Uveitis is a swelling of the eye that affects the middle layer tissue known as the uvea. Symptoms of the inflammation usually come on suddenly and worsen rapidly. The condition can affect people of all ages, and the inflammation can be in one or both eyes.
Symptoms include eye pain, redness, and blurry vision. Uveitis can be caused by injury, infection, or disease and can become severe, leading to vision loss. Here are the causes and risks of uveitis.
The uvea is the middle section of the eye that sends blood to the retina. The light-sensitive retina helps focus images, sending them to the brain, and it is usually red from the blood supply. Uveitis is not typically severe, but early treatment is essential to prevent complications. Severe uveitis can lead to vision loss.
Several types of uveitis are classified according to the location of the inflammation. They include:
Anterior uveitis, which forms on the front part of the eye.
Intermediate uveitis that occurs in the mid-eye section.
Posterior uveitis forms at the back of the eye.
Pan-uveitis affects all significant sections of the eye.
Posterior uveitis is the least common and most serious type of uveitis that can lead to retina scarring.
It is unclear what causes uveitis as it frequently affects otherwise healthy people. In some cases, it has a link to health conditions such as autoimmune disorders or bacterial or viral infection. Autoimmune diseases occur when the immune system attacks the body. Conditions often associated with uveitis include rheumatoid arthritis, psoriasis, ankylosing spondylitis, ulcerative colitis, sarcoidosis, and Crohn’s disease.
Infections that cause uveitis include herpes, HIV/AIDS, tuberculosis, syphilis, West Nile virus, histoplasmosis, and toxoplasmosis. Uveitis may also result from injury to the eye, bruising, trauma, and exposure to toxins that get into the eye.
Smoking is a risk factor for uveitis. Those who smoke are more likely to suffer from the condition. Individuals who experience changes in specific genes are more likely to develop uveitis. Certain health conditions are also risk factors.
Symptoms of the eye condition may affect one or both eyes. Symptoms include:
Severe eye redness.
Dark spots floating in the vision (floaters).
An ophthalmologist will conduct an exam to diagnose uveitis. A health history is taken by examining the eye and evaluating the symptoms. Lab tests help rule out other infections or autoimmune disorders.
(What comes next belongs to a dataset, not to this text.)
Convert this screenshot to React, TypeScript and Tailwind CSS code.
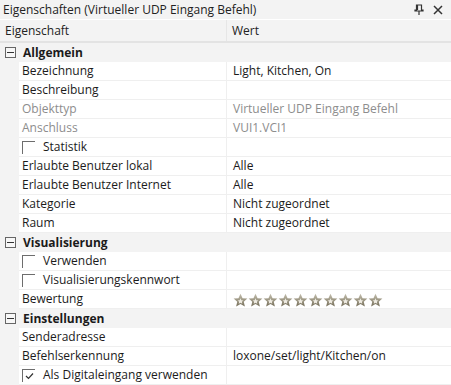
import React from "react";

type Row =
  | { kind: "cat"; label: string }
  | { kind: "prop"; label: string; value?: string; disabled?: boolean; check?: boolean; checked?: boolean; stars?: boolean };

const rows: Row[] = [
  { kind: "cat", label: "Allgemein" },
  { kind: "prop", label: "Bezeichnung", value: "Light, Kitchen, On" },
  { kind: "prop", label: "Beschreibung" },
  { kind: "prop", label: "Objekttyp", value: "Virtueller UDP Eingang Befehl", disabled: true },
  { kind: "prop", label: "Anschluss", value: "VUI1.VCI1", disabled: true },
  { kind: "prop", label: "Statistik", check: true },
  { kind: "prop", label: "Erlaubte Benutzer lokal", value: "Alle" },
  { kind: "prop", label: "Erlaubte Benutzer Internet", value: "Alle" },
  { kind: "prop", label: "Kategorie", value: "Nicht zugeordnet" },
  { kind: "prop", label: "Raum", value: "Nicht zugeordnet" },
  { kind: "cat", label: "Visualisierung" },
  { kind: "prop", label: "Verwenden", check: true },
  { kind: "prop", label: "Visualisierungskennwort", check: true },
  { kind: "prop", label: "Bewertung", stars: true },
  { kind: "cat", label: "Einstellungen" },
  { kind: "prop", label: "Senderadresse" },
  { kind: "prop", label: "Befehlserkennung", value: "loxone/set/light/Kitchen/on" },
  { kind: "prop", label: "Als Digitaleingang verwenden", check: true, checked: true },
];

// outlined star, pale inside, darker toward the bottom
const Star = () => (
  <svg width="15" height="15" viewBox="0 0 24 24">
    <defs>
      <linearGradient id="sg" x1="0" y1="0" x2="0" y2="1">
        <stop offset="0" stopColor="#c4bfae" />
        <stop offset="1" stopColor="#756e59" />
      </linearGradient>
    </defs>
    <path
      d="M12 1l3.3 7.2 7.7.7-5.8 5.1 1.8 7.6L12 17.6l-7 4 1.8-7.6L1 8.9l7.7-.7z"
      fill="url(#sg)"
    />
    <path
      d="M12 8.5l1.4 3 3.2.3-2.4 2.2.7 3.2L12 15.5l-2.9 1.7.7-3.2-2.4-2.2 3.2-.3z"
      fill="#efece3"
    />
  </svg>
);

const CheckBox = ({ checked }: { checked?: boolean }) => (
  <div className="w-[13px] h-[13px] border-t border-l border-[#6d6d6d] relative mr-[8px] mt-[1px]">
    {checked && (
      <svg className="absolute left-[2px] top-[2px]" width="9" height="8" viewBox="0 0 9 8">
        <path d="M1 4l2.5 2.5L8 1.5" fill="none" stroke="#333" strokeWidth="1.2" />
      </svg>
    )}
  </div>
);

const MinusBox = () => (
  <div className="w-[11px] h-[11px] border border-[#666] flex items-center justify-center bg-[#f7f7f7]">
    <div className="w-[7px] h-px bg-[#333]" />
  </div>
);

export default function App() {
  return (
    <div
      className="w-[451px] h-[385px] bg-[#f3f3f3] text-[12px] text-[#1b1b1b] overflow-hidden"
      style={{ fontFamily: '"Open Sans", "Noto Sans", sans-serif' }}
    >
      {/* Title */}
      <div className="h-[20px] flex items-center pl-[3px] pr-[8px] border-b border-white">
        <span className="flex-1 text-[#222]">Eigenschaften (Virtueller UDP Eingang Befehl)</span>
        <svg width="10" height="11" viewBox="0 0 10 11" className="mr-[9px]">
          <path d="M2.5 1h5v5h1.5v1H1v-1h1.5zM3.5 1v5M5 7v4" fill="none" stroke="#333" strokeWidth="1.2" />
        </svg>
        <svg width="10" height="10" viewBox="0 0 10 10">
          <path d="M1 1l8 8M9 1l-8 8" stroke="#333" strokeWidth="1.5" />
        </svg>
      </div>

      {/* Header */}
      <div className="h-[23px] flex border-b-2 border-[#e3e3e3] text-[#222]">
        <div className="w-[227px] pl-[5px] flex items-center border-r border-[#e6e6e6]">Eigenschaft</div>
        <div className="flex-1 pl-[5px] flex items-center">Wert</div>
      </div>

      {/* Rows */}
      {rows.map((r, i) =>
        r.kind === "cat" ? (
          <div key={i} className="h-[19px] flex items-center">
            <div className="w-[19px] flex justify-center pl-[1px]">
              <MinusBox />
            </div>
            <span className="pl-[4px] font-bold">{r.label}</span>
          </div>
        ) : (
          <div key={i} className="h-[19px] flex">
            <div className="w-[19px]" />
            <div className="flex-1 flex bg-white border-b border-[#efefef]">
              <div
                className={`w-[208px] pl-[3px] flex items-center border-r border-[#efefef] ${
                  r.disabled ? "text-[#8d8d8d]" : ""
                }`}
              >
                {r.check && <CheckBox checked={r.checked} />}
                {r.label}
              </div>
              <div className={`flex-1 pl-[6px] flex items-center ${r.disabled ? "text-[#8d8d8d]" : ""}`}>
                {r.stars ? (
                  <div className="flex pt-[2px]">
                    {Array.from({ length: 10 }).map((_, k) => (
                      <Star key={k} />
                    ))}
                  </div>
                ) : (
                  r.value
                )}
              </div>
            </div>
          </div>
        )
      )}
    </div>
  );
}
If the specialist suspects you have an underlying condition causing uveitis, they will refer you to another specialist.
Treating uveitis depends on the type and cause. Treating the underlying cause usually relieves the uveitis. The goal of treatment is to reduce eye inflammation. In most cases, eye drops are used to treat the condition.
Additional treatment options include using steroid eye drops, wearing dark glasses, taking oral steroids, and injections around the eye. Drugs that suppress the immune system can treat severe uveitis.
Untreated uveitis can cause complications such as fluid in the retina, cataracts, retina scarring, glaucoma, retinal detachment, and vision loss.